We obtain \begin{align*} \sum_{k=0}^n&\binom{n-k}{k}(-1)^k4^{n-2k}\tag{1}\\ &=\sum_{k=0}^n\binom{k}{n-k}(-1)^{n-k}4^{2k-n}\tag{2}\\ &=\sum_{k=0}^\infty\binom{k}{n-k}\left(-\frac{1}{4}\right)^{n-k}4^k\tag{3}\\ &=\sum_{k=0}^\infty4^k[x^{n-k}]\sum_{l=0}^k\binom{k}{l}\left(-\frac{1}{4}\right)^{l}x^l\tag{4}\\ &=\sum_{k=0}^\infty[x^{n}](4x)^k\left(1-\frac{1}{4}x\right)^k\tag{5}\\ &=[x^n]\sum_{k=0}^\infty\left(4x-x^2\right)^k\tag{6}\\ &=[x^n]\frac{1}{1-4x-x^2}\\ \end{align*}

Comment:

  • In (1) we put for convenience only the upper limit of the index $k$ to $n$ without changing anything, since we use the convention $\binom{n}{k}=0$ if $0<n<k$.

  • In (2) we exchange $k$ with $n-k$.

  • In (3) we do a small rearrangement and put the upper limit of the index $k$ to $\infty$ for convenience only. This changes nothing with the same reasoning as in (1).

  • In (4) we write $\binom{k}{n-k}\left(-\frac{1}{4}\right)^{n-k}$ as a Cauchy product $[x^{n-k}]\sum_{l=0}^k\binom{k}{l}\left(-\frac{1}{4}\right)^{l}x^l$. This is the core of the derivation since it allows a drastic simplification in the next step.

  • In (5) we can write the polynomial in $x$ as $k$-th power of a binom.

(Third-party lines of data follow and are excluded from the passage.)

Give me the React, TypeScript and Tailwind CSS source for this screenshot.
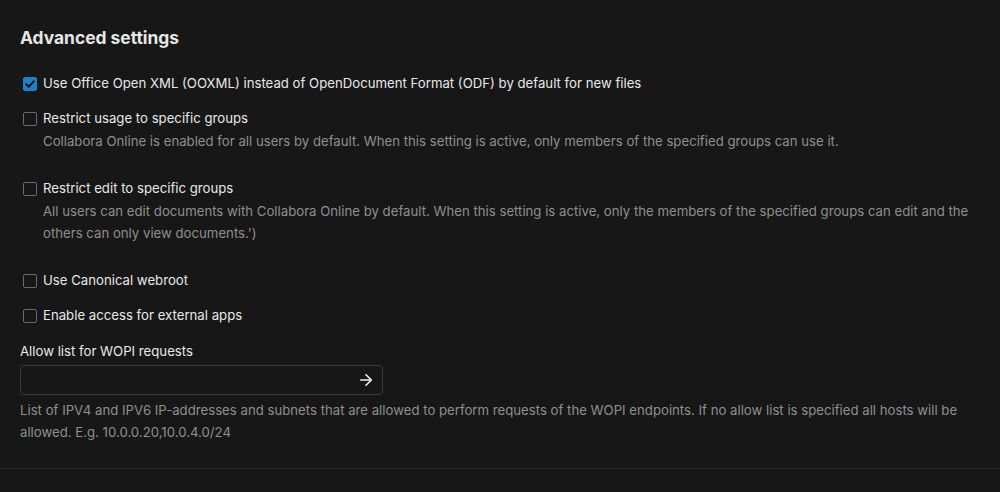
import { ArrowRight } from "lucide-react";

type Option = {
  label: string;
  checked?: boolean;
  description?: string;
};

const options: Option[] = [
  {
    label: "Use Office Open XML (OOXML) instead of OpenDocument Format (ODF) by default for new files",
    checked: true,
  },
  {
    label: "Restrict usage to specific groups",
    description:
      "Collabora Online is enabled for all users by default. When this setting is active, only members of the specified groups can use it.",
  },
  {
    label: "Restrict edit to specific groups",
    description:
      "All users can edit documents with Collabora Online by default. When this setting is active, only the members of the specified groups can edit and the others can only view documents.')",
  },
  { label: "Use Canonical webroot" },
  { label: "Enable access for external apps" },
];

function Checkbox({ checked }: { checked?: boolean }) {
  if (checked) {
    return (
      <span className="flex size-[14px] shrink-0 items-center justify-center rounded-[2px] bg-[#1b82c8]">
        <svg viewBox="0 0 14 14" className="size-[14px]" fill="none">
          <path d="M3.2 7.2 5.8 9.7 10.8 4.4" stroke="#111" strokeWidth="2" strokeLinecap="round" strokeLinejoin="round" />
        </svg>
      </span>
    );
  }
  return <span className="size-[14px] shrink-0 rounded-[2px] border border-[#6a6a6a]" />;
}

export default function App() {
  return (
    <div className="min-h-[492px] w-[1000px] bg-[#171717] font-['Inter',sans-serif] text-[#e8e8e8]">
      <section className="border-b border-[#262626] px-5 pt-[27px] pb-[25px]">
        <h2 className="text-[17.4px] font-bold leading-[22px] text-[#e6e6e6]">Advanced settings</h2>

        <div className="mt-[24px] flex flex-col">
          {options.map((o, i) => (
            <div key={i} className={o.description ? "mb-[26px]" : "mb-[13px]"}>
              <label className="flex h-[22px] items-center gap-[6px] pl-[3px] text-[13.2px]">
                <Checkbox checked={o.checked} />
                <span>{o.label}</span>
              </label>
              {o.description && (
                <p className="pl-[23px] text-[13.2px] leading-[22px] text-[#8f8f8f]">{o.description}</p>
              )}
            </div>
          ))}
        </div>

        <label className="block text-[13.2px] leading-[22px]">Allow list for WOPI requests</label>
        <div className="mt-[3px] flex h-[30px] w-[363px] items-center justify-end rounded-[4px] border border-[#3a3a3a] pr-[7px]">
          <ArrowRight className="size-[18px] text-[#f0f0f0]" strokeWidth={2.2} />
        </div>
        <p className="mt-[4px] pr-4 text-[13.2px] leading-[22px] text-[#8f8f8f]">
          List of IPV4 and IPV6 IP-addresses and subnets that are allowed to perform requests of the WOPI endpoints. If no allow list is specified all hosts will be allowed. E.g. 10.0.0.20,10.0.4.0/24
        </p>
      </section>
    </div>
  );
}
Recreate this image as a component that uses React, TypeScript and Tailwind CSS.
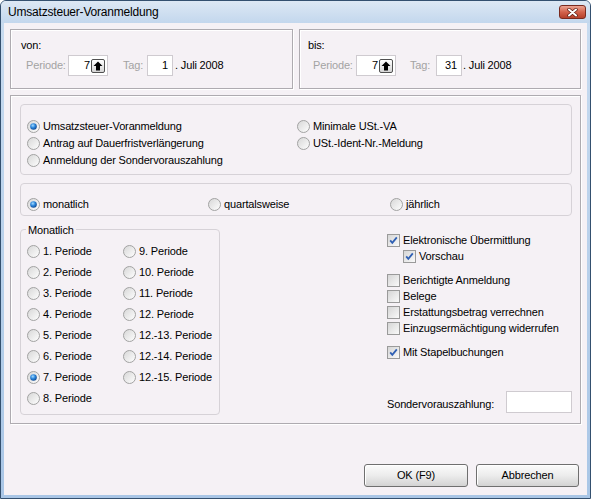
import React from "react";

// Classic dialog: "Umsatzsteuer-Voranmeldung"

const etched =
  "border border-[#aeabb0] shadow-[inset_1px_1px_0_#ffffff,1px_1px_0_#ffffff]";
const groupBox = "border border-[#d6d2d7] rounded-[4px]";

function Radio({ checked, label }: { checked?: boolean; label: string }) {
  return (
    <div className="flex items-center h-full">
      <svg width="13" height="13" viewBox="0 0 13 13" className="shrink-0">
        <defs>
          <linearGradient id="radio-bg" x1="0" y1="0" x2="1" y2="1">
            <stop offset="0" stopColor="#d6d6d6" />
            <stop offset="1" stopColor="#ffffff" />
          </linearGradient>
          <radialGradient id="radio-dot" cx="0.4" cy="0.35" r="0.75">
            <stop offset="0" stopColor="#a6dcff" />
            <stop offset="0.45" stopColor="#2a86dc" />
            <stop offset="1" stopColor="#0a3a80" />
          </radialGradient>
        </defs>
        <circle cx="6.5" cy="6.5" r="6" fill="url(#radio-bg)" stroke="#a2a2a2" />
        {checked && <circle cx="6.5" cy="6.5" r="3.3" fill="url(#radio-dot)" />}
      </svg>
      <span className="ml-[3px] whitespace-nowrap">{label}</span>
    </div>
  );
}

function Check({ checked, label }: { checked?: boolean; label: string }) {
  return (
    <div className="flex items-center h-[16px]">
      <svg width="13" height="13" viewBox="0 0 13 13" className="shrink-0">
        <defs>
          <linearGradient id="check-bg" x1="0" y1="0" x2="1" y2="1">
            <stop offset="0" stopColor="#d4d4d4" />
            <stop offset="1" stopColor="#fbfbfb" />
          </linearGradient>
        </defs>
        <rect x="0.5" y="0.5" width="12" height="12" fill="url(#check-bg)" stroke="#9a9a9a" />
        {checked && (
          <path d="M3.2 6.4 L5.3 8.8 L9.8 3.4" fill="none" stroke="#3060b4" strokeWidth="1.8" />
        )}
      </svg>
      <span className="ml-[3px] whitespace-nowrap">{label}</span>
    </div>
  );
}

function SpinField({ value }: { value: string }) {
  return (
    <div className="w-[40px] h-[21px] bg-white border border-[#cfcbd0] flex items-center justify-end pr-[2px]">
      <span>{value}</span>
      <div className="ml-[1px] w-[14px] h-[14px] rounded-[2px] border border-[#505050] bg-gradient-to-b from-[#ffffff] to-[#d6d6d6] flex items-center justify-center">
        <svg width="10" height="10" viewBox="0 0 10 10">
          <path d="M5 0.5 L9.5 5 L7 5 L7 9.5 L3 9.5 L3 5 L0.5 5 Z" fill="#000" />
        </svg>
      </div>
    </div>
  );
}

function DayField({ value, w }: { value: string; w: string }) {
  return (
    <div className={`${w} h-[21px] bg-white border border-[#cfcbd0] flex items-center justify-end pr-[4px]`}>
      {value}
    </div>
  );
}

function Button({ label, w }: { label: string; w: string }) {
  return (
    <div
      className={`${w} h-[23px] rounded-[3px] border border-[#6f6f6f] bg-gradient-to-b from-[#fbfbfb] via-[#ececec] to-[#d3d3d3] shadow-[inset_1px_1px_0_#ffffff] flex items-center justify-center`}
    >
      {label}
    </div>
  );
}

export default function App() {
  return (
    <div className="w-[591px] h-[499px] flex flex-col bg-gradient-to-b from-[#c9dcf0] to-[#a9c6e6] border border-[#34506f] rounded-t-[6px] overflow-hidden font-['Liberation_Sans',Tahoma,Arial,sans-serif] text-[11px] leading-[13px] tracking-[-0.15px] text-black">
      {/* Title bar */}
      <div className="h-[22px] shrink-0 flex items-center pl-[7px] pr-[4px] bg-gradient-to-b from-[#dde8f4] to-[#c3d7ed]">
        <span className="text-[12px] leading-[14px] tracking-[-0.2px]">Umsatzsteuer-Voranmeldung</span>
        <div className="ml-auto w-[27px] h-[14px] rounded-[3px] border border-[#7a2a1e] bg-gradient-to-b from-[#eba493] via-[#d3624b] to-[#b5402a] flex items-center justify-center">
          <svg width="11" height="9" viewBox="0 0 11 9">
            <path d="M2 1.5 L9 7.5 M9 1.5 L2 7.5" stroke="#5a1a10" strokeWidth="3.4" strokeLinecap="round" />
            <path d="M2 1.5 L9 7.5 M9 1.5 L2 7.5" stroke="#ffffff" strokeWidth="2" strokeLinecap="round" />
          </svg>
        </div>
      </div>

      {/* Body */}
      <div className="mx-[3px] mb-[3px] flex-1 bg-[#f5f1f5] pt-[6px] px-[6px] flex flex-col">
        {/* von / bis */}
        <div className="flex gap-[6px] h-[60px]">
          <div className={`w-[283px] ${etched} pl-[10px] pt-[9px]`}>
            <div>von:</div>
            <div className="mt-[3px] h-[21px] flex items-center pl-[5px]">
              <span className="w-[42px] text-[#a3a3a3]">Periode:</span>
              <SpinField value="7" />
              <span className="ml-[15px] w-[24px] text-[#a3a3a3]">Tag:</span>
              <DayField value="1" w="w-[26px]" />
              <span className="ml-[2px]">. Juli 2008</span>
            </div>
          </div>
          <div className={`flex-1 ${etched} pl-[8px] pt-[9px]`}>
            <div>bis:</div>
            <div className="mt-[3px] h-[21px] flex items-center pl-[5px]">
              <span className="w-[43px] text-[#a3a3a3]">Periode:</span>
              <SpinField value="7" />
              <span className="ml-[14px] w-[26px] text-[#a3a3a3]">Tag:</span>
              <DayField value="31" w="w-[26px]" />
              <span className="ml-[1px]">. Juli 2008</span>
            </div>
          </div>
        </div>

        {/* Main panel */}
        <div className={`mt-[6px] h-[329px] ${etched} pt-[8px] pl-[9px] pr-[8px] flex flex-col`}>
          <div className={`h-[71px] ${groupBox} pt-[13px] pl-[6px] grid grid-cols-[270px_1fr] grid-rows-[17px_17px_17px]`}>
            <Radio checked label="Umsatzsteuer-Voranmeldung" />
            <Radio label="Minimale USt.-VA" />
            <Radio label="Antrag auf Dauerfristverlängerung" />
            <Radio label="USt.-Ident-Nr.-Meldung" />
            <Radio label="Anmeldung der Sondervorauszahlung" />
          </div>

          <div className={`mt-[8px] h-[33px] ${groupBox} pt-[12px] pl-[6px] flex`}>
            <div className="w-[181px] h-[17px]">
              <Radio checked label="monatlich" />
            </div>
            <div className="w-[182px] h-[17px]">
              <Radio label="quartalsweise" />
            </div>
            <div className="h-[17px]">
              <Radio label="jährlich" />
            </div>
          </div>

          <div className="mt-[13px] flex items-start">
            {/* Monatlich */}
            <div className={`w-[200px] h-[186px] ${groupBox}`}>
              <div className="-mt-[6px] ml-[5px] px-[2px] w-fit bg-[#f5f1f5]">Monatlich</div>
              <div className="mt-[4px] pl-[6px] flex">
                <div className="w-[96px] flex flex-col">
                  {[1, 2, 3, 4, 5, 6, 7, 8].map((n) => (
                    <div key={n} className="h-[21px]">
                      <Radio checked={n === 7} label={`${n}. Periode`} />
                    </div>
                  ))}
                </div>
                <div className="flex flex-col">
                  {["9.", "10.", "11.", "12.", "12.-13.", "12.-14.", "12.-15."].map((p) => (
                    <div key={p} className="h-[21px]">
                      <Radio label={`${p} Periode`} />
                    </div>
                  ))}
                </div>
              </div>
            </div>

            {/* Options */}
            <div className="ml-[167px] mt-[3px] flex-1 flex flex-col">
              <Check checked label="Elektronische Übermittlung" />
              <div className="pl-[16px]">
                <Check checked label="Vorschau" />
              </div>
              <div className="mt-[8px]">
                <Check label="Berichtigte Anmeldung" />
                <Check label="Belege" />
                <Check label="Erstattungsbetrag verrechnen" />
                <Check label="Einzugsermächtigung widerrufen" />
              </div>
              <div className="mt-[8px]">
                <Check checked label="Mit Stapelbuchungen" />
              </div>
              <div className="mt-[31px] flex items-end h-[22px]">
                <span className="pb-[2px]">Sondervorauszahlung:</span>
                <div className="ml-auto w-[66px] h-[22px] bg-white border border-[#cfcbd0]" />
              </div>
            </div>
          </div>
        </div>

        {/* Buttons */}
        <div className="mt-[40px] mr-[2px] flex justify-end gap-[8px]">
          <Button label="OK (F9)" w="w-[104px]" />
          <Button label="Abbrechen" w="w-[103px]" />
        </div>
      </div>
    </div>
  );
}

  • In (6) we obtain a geometric series representation which gives us in the next line a representation as rational function in $x$.

We conclude

\begin{align*} L(x)&=\frac{1}{1-4x+x^2}\tag{7}\\ &=1+4x+15x^2+56x^3+209x^4+780x^5+\cdots \end{align*}

Note: In fact, there is a powerful method to solve problems of this kind, called the Goulden-Jackson Cluster Method. In this context we regard $ba$ as bad word and derive immediately (see formula of $f(s)$ on page $9$) the rational expression (7) of $L(x)$.

0
On

It looks like you're working with the set of ALL strings whose characters are $a,b,c,d$. You are defining an equivalence class by saying that $uabv \equiv ubav$ (where $u$ and $v$ are arbitrary strings), and then taking the transitive closure to make it an equivalence relation.

Hence, $ bacab \equiv bacba \equiv abcba \equiv abcab \equiv bacab$, so the equivalence class for $bacab$ would be $\{bacab ,bacba ,abcba ,abcab\}$. As for the representative, I would choose $abcab$, where there are no substrings of the form $ba$.

I'm not sure what you mean by a "generating function" in this context; generating functions usually are for sequences of real numbers.